There are scratches all around the coin slot
Like a heartbeat, baby trying to wake up,
But this machine can only swallow money.
You cant lay a patch by computer design.
Its just a lot of stupid, stupid signs.
Two weeks later Ron sent an initial version to QA. The testers vigorously began opening bugs with hilarious titles: “Nothing Works!”, “GUI Crashes Every 46 Seconds” ,”Spelling Mistakes in Non Existent Help Screens”. The coders raged about QA’s inability to overcome transitory hiccups, and silently ran to fix the problems.
An improved version with most of new features was deployed to QA after a two month delay. Surprisingly, it turned out the old, “existing” features the divider was supposed to expose are hardly working. Since they had no user interface the testers “forgot” to check them. It seemed customers were not using the protections either.
The default setting for the innovative protections was set to off, as it raised too many false alarms. Since there was no visible way to turn them on, only the most advanced and innovative, paranoid customers implemented the protections.
To make things worse, no support tickets were open as well, and the CMO was convinced the product is top notch.
Sigourney shouted at Ron:”How can you provide a product that’s not working? Did you ever test it yourself before deploying to QA? “Ron, who wasn’t the quiet type, responded: “I own the SQL Guardian” that works smoothly. The “Data Crusher” was written by the company founder five years ago and you can talk to him about it. I did not join this company to be a code monkey. You are throwing undefined tasks at me, stealing Mark for other projects and then wonder why things break. I will not stand this hypocrisy”.
Rumors of the problems reached Oberon, the director. He moved three additional developers to help the project. Although Ron felt the project is running out of control, bugs were fixed at a much higher rate. The director ran a daily status meeting to monitor the development and reprioritize trivial bugs. He kept the team confident :”Microsoft ships with many bugs and they still rule the world”,” In a 1.0 version customers are forgiving for minor problems”.

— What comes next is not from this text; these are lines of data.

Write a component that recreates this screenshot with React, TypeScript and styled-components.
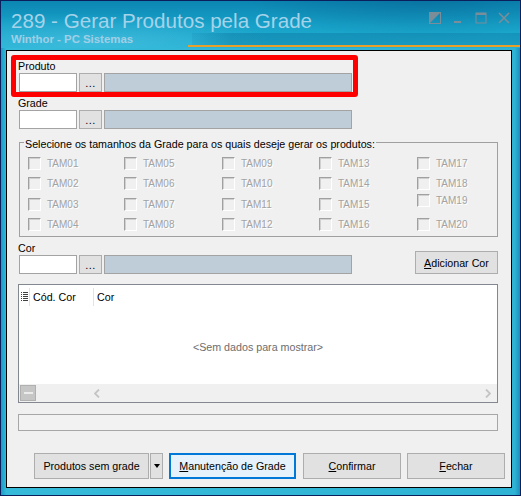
import React from 'react';
import styled, { createGlobalStyle } from 'styled-components';

const UI_FONT = `"Liberation Sans", Arial, sans-serif`;

const GlobalStyle = createGlobalStyle`
  html, body { margin: 0; padding: 0; background: #0a1f5c; }
  body { font-family: ${UI_FONT}; }
  #root { width: 521px; height: 496px; }
`;

/* ---------- window frame ---------- */

const Window = styled.div`
  width: 521px;
  height: 496px;
  box-sizing: border-box;
  border: 1px solid #0a1f5c;
  display: flex;
  flex-direction: column;
  background: linear-gradient(90deg, #1a9cc6 0%, #35bad9 1%, #2fb3d4 99%, #1a8fbf 100%);
`;

const TitleBar = styled.header`
  flex: none;
  height: 47px;
  box-sizing: border-box;
  padding: 8px 10px 0 10px;
  display: flex;
  justify-content: space-between;
  align-items: flex-start;
  background:
    linear-gradient(#e9a02a, #e9a02a) 187px 44px / calc(100% - 187px) 2px no-repeat,
    linear-gradient(90deg, rgba(6, 104, 146, 0.1), rgba(6, 104, 146, 0.35) 12%, rgba(6, 104, 146, 0.28))
      191px 32px / calc(100% - 191px) 12px no-repeat,
    radial-gradient(ellipse 260px 40px at 90px 40px, rgba(120, 215, 240, 0.35), rgba(120, 215, 240, 0) 70%),
    radial-gradient(ellipse 220px 60px at 420px -10px, rgba(0, 70, 120, 0.35), rgba(0, 70, 120, 0) 80%),
    linear-gradient(180deg, #0c86b2 0%, #16a0c7 50%, #22b0d3 100%);
`;

const TitleText = styled.div`
  display: flex;
  flex-direction: column;
`;

const Title = styled.div`
  font-family: ${UI_FONT};
  font-size: 20.6px;
  line-height: 23px;
  color: #a5d3ea;
  white-space: nowrap;
`;

const Subtitle = styled.div`
  font-family: ${UI_FONT};
  font-size: 11.4px;
  font-weight: bold;
  line-height: 13px;
  margin-top: 1px;
  color: #a0cfe6;
  white-space: nowrap;
`;

const Controls = styled.div`
  display: flex;
  gap: 11px;
  padding-top: 3px;
`;

const ControlIcon = styled.svg`
  width: 12px;
  height: 12px;
  display: block;
`;

const Client = styled.main`
  flex: 1;
  margin: 2px 8px 7px 5px;
  border: 1px solid #000;
  background: #f0f0f0;
  padding: 4px 13px 0 11px;
  display: flex;
  flex-direction: column;
  position: relative;
  font-family: ${UI_FONT};
  font-size: 10.7px;
  color: #000;
`;

/* red marker drawn over the Produto field */
const Highlight = styled.div`
  position: absolute;
  left: 4px;
  top: 4px;
  width: 347px;
  height: 42px;
  box-sizing: border-box;
  border: 5px solid #ff0000;
  border-radius: 3px;
  pointer-events: none;
`;

/* ---------- lookup fields ---------- */

const FieldBox = styled.div`
  display: flex;
  flex-direction: column;
`;

const Label = styled.div`
  height: 18px;
  box-sizing: border-box;
  padding-top: 4px;
  line-height: 14px;
  white-space: nowrap;
`;

const FieldRow = styled.div`
  display: flex;
  gap: 2px;
  padding-left: 1px;
`;

const Input = styled.div`
  width: 58px;
  height: 19px;
  box-sizing: border-box;
  background: #fff;
  border: 1px solid #a3a3a3;
`;

const Ellipsis = styled.div`
  width: 23px;
  height: 19px;
  box-sizing: border-box;
  background: #e1e1e1;
  border: 1px solid #adadad;
  display: flex;
  align-items: center;
  justify-content: center;
  font-size: 11px;
  letter-spacing: 0.5px;
  line-height: 1;
  padding-top: 2px;
`;

const Description = styled.div`
  width: 248px;
  height: 19px;
  box-sizing: border-box;
  background: #bfcdd9;
  border: 1px solid #a3a3a3;
`;

const Lookup: React.FC<{ label: string }> = ({ label }) => (
  <FieldBox>
    <Label>{label}</Label>
    <FieldRow>
      <Input />
      <Ellipsis>...</Ellipsis>
      <Description />
    </FieldRow>
  </FieldBox>
);

/* ---------- size group ---------- */

const Group = styled.fieldset`
  margin: 4px 0 0 1px;
  padding: 2px 0 2px 8px;
  border: 1px solid #a0a0a0;
  min-width: 0;
`;

const Legend = styled.legend`
  padding: 4px 1px 0 1px;
  margin-left: -4px;
  line-height: 14px;
  font-size: 10.7px;
  white-space: nowrap;
`;

const CheckGrid = styled.div`
  display: grid;
  grid-template-columns: 96px 98px 97px 98px 1fr;
  grid-template-rows: 20px 21px 20px 20px;
  grid-auto-flow: column;
`;

const CheckItem = styled.label<{ $lift?: boolean }>`
  display: flex;
  align-items: center;
  gap: 6px;
  align-self: center;
  margin-bottom: ${(p) => (p.$lift ? '8px' : '0')};
  font-size: 10px;
  color: #a2a2a2;
  text-shadow: 1px 1px 0 #ffffff;
  white-space: nowrap;
`;

const CheckBox = styled.span`
  width: 13px;
  height: 13px;
  box-sizing: border-box;
  flex: none;
  border-style: solid;
  border-width: 1px;
  border-color: #a0a0a0 #ffffff #ffffff #a0a0a0;
  box-shadow: inset 1px 1px 0 #d0d0d0;
  background: #f0f0f0;
`;

/* ---------- colour row ---------- */

const CorRow = styled.div`
  display: flex;
  justify-content: space-between;
  align-items: flex-end;
`;

const Button = styled.button<{ $w: number; $h?: number; $focused?: boolean }>`
  width: ${(p) => p.$w}px;
  height: ${(p) => p.$h ?? 26}px;
  box-sizing: border-box;
  flex: none;
  margin: 0;
  padding: 0;
  background: ${(p) => (p.$focused ? '#e5f1fb' : '#e1e1e1')};
  border: ${(p) => (p.$focused ? '2px solid #0078d7' : '1px solid #adadad')};
  font-family: ${UI_FONT};
  font-size: 10.7px;
  color: #000;
  white-space: nowrap;
  u { text-decoration: underline; text-underline-offset: 1px; }
`;

/* ---------- data grid ---------- */

const Grid = styled.section`
  margin-top: 10px;
  height: 119px;
  box-sizing: border-box;
  border: 1px solid #828790;
  background: #fff;
  display: flex;
  flex-direction: column;
`;

const HeaderRow = styled.div`
  height: 21px;
  display: flex;
  align-items: center;
  padding-top: 1px;
`;

const HeaderCell = styled.div<{ $w?: number }>`
  ${(p) => (p.$w ? `width: ${p.$w}px;` : 'flex: 1;')}
  box-sizing: border-box;
  height: 18px;
  display: flex;
  align-items: center;
  padding-left: 3px;
  border-right: 1px solid #e3e3e3;
  &:last-child { border-right: none; }
`;

const IndicatorCell = styled.div`
  width: 11px;
  height: 18px;
  box-sizing: border-box;
  border-right: 1px solid #e3e3e3;
  display: flex;
  align-items: center;
  justify-content: center;
`;

const EmptyBody = styled.div`
  flex: 1;
  display: flex;
  align-items: center;
  justify-content: center;
  color: #6d6d6d;
  padding-top: 2px;
`;

const GridFooter = styled.div`
  height: 18px;
  display: flex;
  background: #f0f0f0;
`;

const FilterPanel = styled.div`
  width: 68px;
  padding: 0 0 1px 1px;
  display: flex;
  align-items: center;
`;

const CollapseButton = styled.div`
  width: 16px;
  height: 16px;
  box-sizing: border-box;
  background: #c6c6c6;
  border: 1px solid #b0b0b0;
  display: flex;
  align-items: center;
  justify-content: center;
  &::after {
    content: '';
    width: 9px;
    height: 2px;
    background: #ececec;
  }
`;

const HScroll = styled.div`
  flex: 1;
  display: flex;
  align-items: center;
  justify-content: space-between;
  padding: 0 6px 0 6px;
`;

const Progress = styled.div`
  margin-top: 11px;
  height: 17px;
  box-sizing: border-box;
  border: 1px solid #a7a7a7;
  background: #f2f2f2;
`;

const ButtonBar = styled.div`
  margin: 22px -7px 0 16px;
  display: flex;
  align-items: center;
`;

const SplitButton = styled.div`
  display: flex;
  gap: 1px;
  margin-right: 6px;
`;

const DropArrow = styled.button`
  width: 13px;
  height: 26px;
  box-sizing: border-box;
  margin: 0;
  padding: 0;
  background: #e1e1e1;
  border: 1px solid #adadad;
  display: flex;
  align-items: center;
  justify-content: center;
  &::after {
    content: '';
    border-left: 3.5px solid transparent;
    border-right: 3.5px solid transparent;
    border-top: 4px solid #000;
  }
`;

const ButtonGap = styled.div<{ $w: number }>`
  width: ${(p) => p.$w}px;
  flex: none;
`;

const sizes = Array.from({ length: 20 }, (_, i) => `TAM${String(i + 1).padStart(2, '0')}`);

const Chevron: React.FC<{ dir: 'left' | 'right' }> = ({ dir }) => (
  <svg width="6" height="9" viewBox="0 0 6 9">
    <path
      d={dir === 'left' ? 'M5 0.5 L1 4.5 L5 8.5' : 'M1 0.5 L5 4.5 L1 8.5'}
      fill="none"
      stroke="#c4c4c4"
      strokeWidth="1.8"
    />
  </svg>
);

export default function App() {
  return (
    <>
      <GlobalStyle />
      <Window>
        <TitleBar>
          <TitleText>
            <Title>289 - Gerar Produtos pela Grade</Title>
            <Subtitle>Winthor - PC Sistemas</Subtitle>
          </TitleText>
          <Controls>
            <ControlIcon viewBox="0 0 12 12">
              <rect x="0.5" y="0.5" width="11" height="11" fill="none" stroke="#7b8d99" />
              <path d="M0.5 0.5 H11.5 L0.5 11.5 Z" fill="#7b8d99" />
            </ControlIcon>
            <ControlIcon viewBox="0 0 12 12">
              <rect x="2" y="9" width="7" height="2" fill="#7b8d99" />
            </ControlIcon>
            <ControlIcon viewBox="0 0 12 12">
              <rect x="1" y="1" width="10" height="10" fill="none" stroke="#7b8d99" />
              <rect x="1" y="1" width="10" height="2" fill="#7b8d99" />
            </ControlIcon>
            <ControlIcon viewBox="0 0 12 12">
              <path d="M1 1 L11 11 M11 1 L1 11" stroke="#7b8d99" strokeWidth="1.6" />
            </ControlIcon>
          </Controls>
        </TitleBar>

        <Client>
          <Highlight />
          <Lookup label="Produto" />
          <Lookup label="Grade" />

          <Group>
            <Legend>Selecione os tamanhos da Grade para os quais deseje gerar os produtos:</Legend>
            <CheckGrid>
              {sizes.map((s) => (
                <CheckItem key={s} $lift={s === 'TAM19'}>
                  <CheckBox />
                  {s}
                </CheckItem>
              ))}
            </CheckGrid>
          </Group>

          <CorRow>
            <Lookup label="Cor" />
            <Button $w={83} $h={23}>
              <u>A</u>dicionar Cor
            </Button>
          </CorRow>

          <Grid>
            <HeaderRow>
              <IndicatorCell>
                <svg width="7" height="10" viewBox="0 0 7 10">
                  {[0, 2, 4, 6, 8].map((y) => (
                    <g key={y}>
                      <rect x="0" y={y} width="1" height="1" fill="#404040" />
                      <rect x="2" y={y} width="5" height="1" fill="#404040" />
                    </g>
                  ))}
                </svg>
              </IndicatorCell>
              <HeaderCell $w={64}>Cód. Cor</HeaderCell>
              <HeaderCell>Cor</HeaderCell>
            </HeaderRow>
            <EmptyBody>&lt;Sem dados para mostrar&gt;</EmptyBody>
            <GridFooter>
              <FilterPanel>
                <CollapseButton />
              </FilterPanel>
              <HScroll>
                <Chevron dir="left" />
                <Chevron dir="right" />
              </HScroll>
            </GridFooter>
          </Grid>

          <Progress />

          <ButtonBar>
            <SplitButton>
              <Button $w={115}>Produtos sem grade</Button>
              <DropArrow />
            </SplitButton>
            <Button $w={127} $focused>
              <u>M</u>anutenção de Grade
            </Button>
            <ButtonGap $w={7} />
            <Button $w={98}>
              <u>C</u>onfirmar
            </Button>
            <ButtonGap $w={6} />
            <Button $w={98}>
              <u>F</u>echar
            </Button>
          </ButtonBar>
        </Client>
      </Window>
    </>
  );
}
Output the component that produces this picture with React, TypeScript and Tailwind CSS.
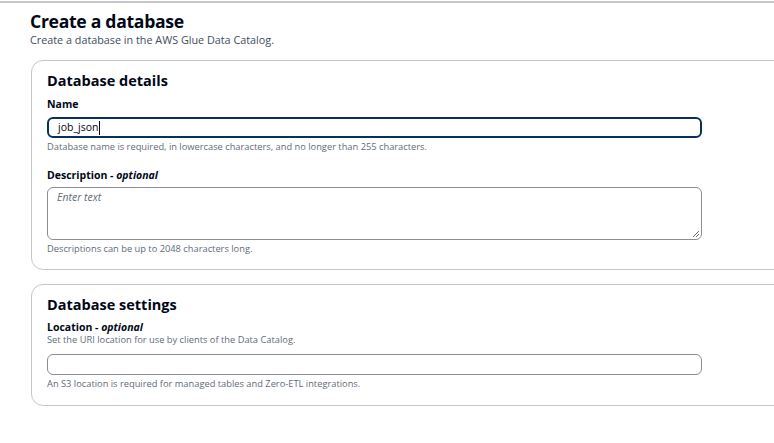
import React from "react";

const font = { fontFamily: '"Open Sans", "Noto Sans", Arial, sans-serif' };

export default function App() {
  return (
    <div className="w-[774px] h-[443px] overflow-hidden bg-white text-[#000716]" style={font}>
      <div className="mt-px h-[2px] w-full bg-[#c6c6cd]" />
      <div className="pl-[30px]">
        <h1 className="mt-[6px] text-[17.6px] leading-[24px] font-bold tracking-[-0.3px]">Create a database</h1>
        <p className="text-[10.8px] leading-[14px] text-[#414d5c]">Create a database in the AWS Glue Data Catalog.</p>

        <div className="mt-[13px] ml-px w-[780px] rounded-[12px] border border-[#c6c6cd] pl-[15px] pt-[9px] pb-[14px]">
          <h2 className="text-[14.5px] leading-[22px] font-bold">Database details</h2>
          <div className="mt-[5px] text-[10.5px] leading-[14px] font-bold">Name</div>
          <div className="mt-[6px] flex h-[21px] w-[655px] items-center rounded-[6px] border-2 border-[#0a2f5f] pl-[9px] text-[10.5px]">
            <span>job_json</span>
            <span className="ml-px inline-block h-[14px] w-px bg-[#000716]" />
          </div>
          <p className="mt-[3px] text-[9.3px] leading-[12px] text-[#5f6b7a]">Database name is required, in lowercase characters, and no longer than 255 characters.</p>
          <div className="mt-[15px] text-[10.5px] leading-[14px] font-bold">
            Description - <i>optional</i>
          </div>
          <div className="relative mt-[5px] h-[53px] w-[655px] rounded-[6px] border border-[#8c8c94] px-[9px] pt-[2px] text-[10.5px] italic text-[#5f6b7a]">
            Enter text
            <svg className="absolute right-[1px] bottom-[1px]" width="9" height="9" viewBox="0 0 9 9">
              <path d="M8 2 L2 8 M8 5 L5 8" stroke="#6b6b6b" strokeWidth="1" />
            </svg>
          </div>
          <p className="mt-[3px] text-[9.3px] leading-[12px] text-[#5f6b7a]">Descriptions can be up to 2048 characters long.</p>
        </div>

        <div className="mt-[14px] ml-px w-[780px] rounded-[12px] border border-[#c6c6cd] pl-[15px] pt-[9px] pb-[15px]">
          <h2 className="text-[14.5px] leading-[22px] font-bold">Database settings</h2>
          <div className="mt-[4px] text-[10.5px] leading-[14px] font-bold">
            Location - <i>optional</i>
          </div>
          <p className="text-[9.3px] leading-[12px] text-[#5f6b7a]">Set the URI location for use by clients of the Data Catalog.</p>
          <div className="mt-[8px] h-[21px] w-[655px] rounded-[6px] border border-[#8c8c94]" />
          <p className="mt-[3px] text-[9.3px] leading-[12px] text-[#5f6b7a]">An S3 location is required for managed tables and Zero-ETL integrations.</p>
        </div>
      </div>
    </div>
  );
}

The marketing department published a passionate release note regarding the innovative new concept TASP security will present in. The stock rose and the sales team was energized. The entire R&D helped and people worked around the clock. Following three months of intense work, a Go-No-Go dissuasion was held with QA, R&D and product management.
QA felt the product is not mature enough, but the rest of the team ignored them. There wasn’t a single product they ever approved, not even the successful “Knowledge keeper” .The exhausted Sigourney felt the product is ready and people got tired of the repeating delays. Five months later than the original plan, the pressure was mounting to go ahead and release. Ron was the only opposition, and refused to be responsible for the results. Oberon considered all the options and decided to ship. To comfort Ron all the limitations will be listed in a ten page long release notes paper.